Nos ha dejado Gustavo Bueno, el filósofo español más controvertido de, al menos, los últimos cincuenta años. De momento dos colegas se han referido a él respetuosamente y, como es habitual en estas ocasiones, han dejado archivados sus desencuentros. Primero, Gregorio Luri en su mesita del Café de Ocata; segundo, Manuel Cruz desde El País.
El profesor Luri escribe: «Me decía Enrique García-Máiquez en Santiago que de equipo de futbol, como todo el mundo sabe, no se cambia nunca. Eres fatalmente del que eres y pase lo que pase, tu fidelidad no está en almoneda. Dicho esto, añadió que nuestras mujeres eran más importantes que nuestros equipos de fútbol, así que nuestra fidelidad a ellas ha de ser innegociable, total, de por vida. He pensado inmediatamente en esto al enterarme de la muerte de Gustavo Bueno, acaecida poco después de enterrar a su mujer. Me imagino que no podía vivir sin entregarle su fidelidad y que al faltarle ésta, le faltó el aire. Descanse en paz.
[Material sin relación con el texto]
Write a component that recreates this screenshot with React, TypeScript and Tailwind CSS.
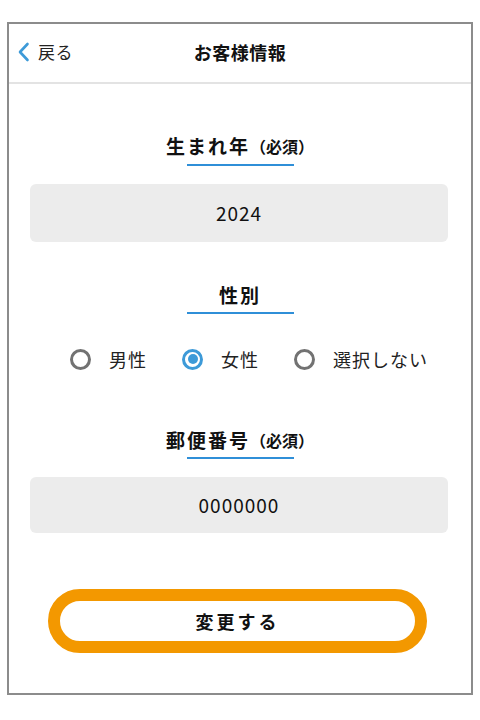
import React, { useState } from "react";

const font = { fontFamily: '"Noto Sans CJK JP", "Noto Sans", sans-serif' };

function Label({ main, req }: { main: string; req?: boolean }) {
  return (
    <div className="flex flex-col items-center">
      <div className="h-[24px] flex items-center justify-center text-[19px] font-bold text-[#111] leading-[24px] tracking-[2px]">
        <span>{main}</span>
        {req && <span className="text-[16px] tracking-[0px]">（必須）</span>}
      </div>
    </div>
  );
}

function Underline({ mt }: { mt: string }) {
  return <div className={`self-center w-[107px] h-[2px] bg-[#2f8fd8] ${mt}`} />;
}

function Radio({ checked, label }: { checked: boolean; label: string }) {
  return (
    <div className="flex items-center">
      <div
        className={
          checked
            ? "w-[21px] h-[21px] rounded-full border-[3px] border-[#3d9ad8] flex items-center justify-center"
            : "w-[21px] h-[21px] rounded-full border-[3px] border-[#727272]"
        }
      >
        {checked && <div className="w-[10px] h-[10px] rounded-full bg-[#3d9ad8]" />}
      </div>
      <span className="ml-[18px] text-[18px] leading-[24px] tracking-[1px] text-[#222]">{label}</span>
    </div>
  );
}

export default function App() {
  const [g] = useState("female");
  return (
    <div className="w-[480px] h-[720px] bg-white pt-[22px]" style={font}>
      <div className="ml-[7px] w-[466px] h-[673px] border-2 border-[#8c8c8c] flex flex-col">
        <div className="relative h-[60px] border-b-2 border-[#e3e3e3] flex items-center justify-center">
          <div className="absolute left-[8px] top-[18px] flex items-center">
            <svg width="13" height="20" viewBox="0 0 13 20">
              <path d="M10.5 2 L3 10 L10.5 18" fill="none" stroke="#3d9ad8" strokeWidth="2.6" strokeLinecap="round" strokeLinejoin="round" />
            </svg>
            <span className="ml-[8px] text-[17px] leading-[20px] text-[#222] tracking-[0.5px]">戻る</span>
          </div>
          <span className="text-[18px] font-bold text-[#111] tracking-[0.5px] mt-[-2px]">お客様情報</span>
        </div>

        <div className="flex flex-col">
          <div className="mt-[50px]">
            <Label main="生まれ年" req />
          </div>
          <Underline mt="mt-[6px]" />
          <div className="mt-[18px] ml-[21px] w-[418px] h-[58px] rounded-[6px] bg-[#ececec] flex items-center justify-center text-[19px] tracking-[1px] text-[#111]">
            2024
          </div>

          <div className="mt-[41px]">
            <Label main="性別" />
          </div>
          <Underline mt="mt-[5px]" />

          <div className="mt-[33px] h-[24px] flex items-center justify-center pl-[18px] gap-[35px]">
            <Radio checked={g === "male"} label="男性" />
            <Radio checked={g === "female"} label="女性" />
            <Radio checked={g === "none"} label="選択しない" />
          </div>

          <div className="mt-[57px]">
            <Label main="郵便番号" req />
          </div>
          <Underline mt="mt-[5px]" />
          <div className="mt-[18px] ml-[21px] w-[418px] h-[56px] rounded-[6px] bg-[#ececec] flex items-center justify-center text-[19px] tracking-[1px] text-[#111]">
            0000000
          </div>

          <div className="mt-[56px] ml-[39px] w-[379px] h-[64px] rounded-full border-[12px] border-[#f39800] bg-white flex items-center justify-center">
            <span className="text-[18px] font-bold tracking-[3px] text-[#111]">変更する</span>
          </div>
        </div>
      </div>
    </div>
  );
}
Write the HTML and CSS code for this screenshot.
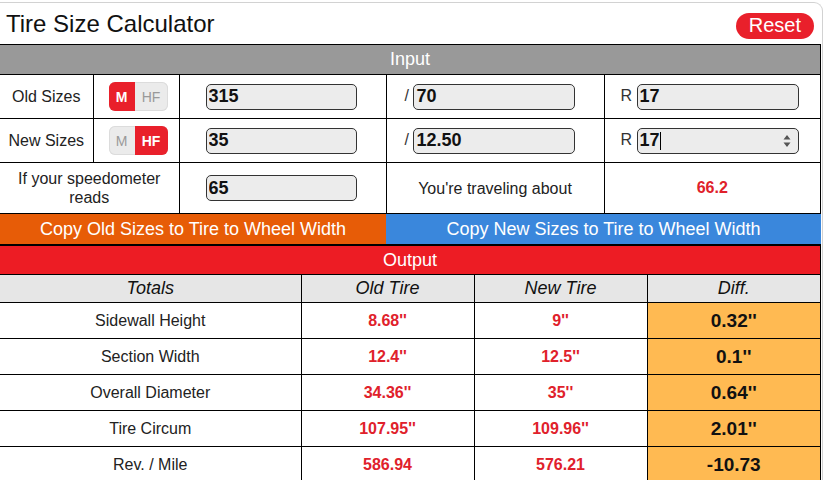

»Es difícil hacer justicia a un filósofo como Bueno, especialmente si lo has tratado de lejos. Lo que sí puedo decir es que su nombre estaba siempre reverencialmente presente entre quienes lo habían tratado aunque fuera a media distancia, porque era un hombre que poseía tres virtudes que escasean entre los filósofos habituales: imprudencia a la hora de pensar, consistencia a la hora de elaborar su pensamiento y vehemencia a la hora de defender sus ideas. Descanse en paz» (1).
Gustavo Bueno fue, en todo caso, un pensador que llevaba lo inquietante de su filosofía hasta él mismo. En cierta ocasión le preguntaron qué obra suya le parecía más válida. Su respuesta fue sorprendente: «Con fecha, todas; sin fecha, ninguna».
Por mi parte, lego en la materia, me quedo con un testimonio. Cuando un grupo de mineros estaba encerrado en el fondo de la Tierra, durante una huelga, nuestro filósofo bajó allí y les dio una clase de filosofía.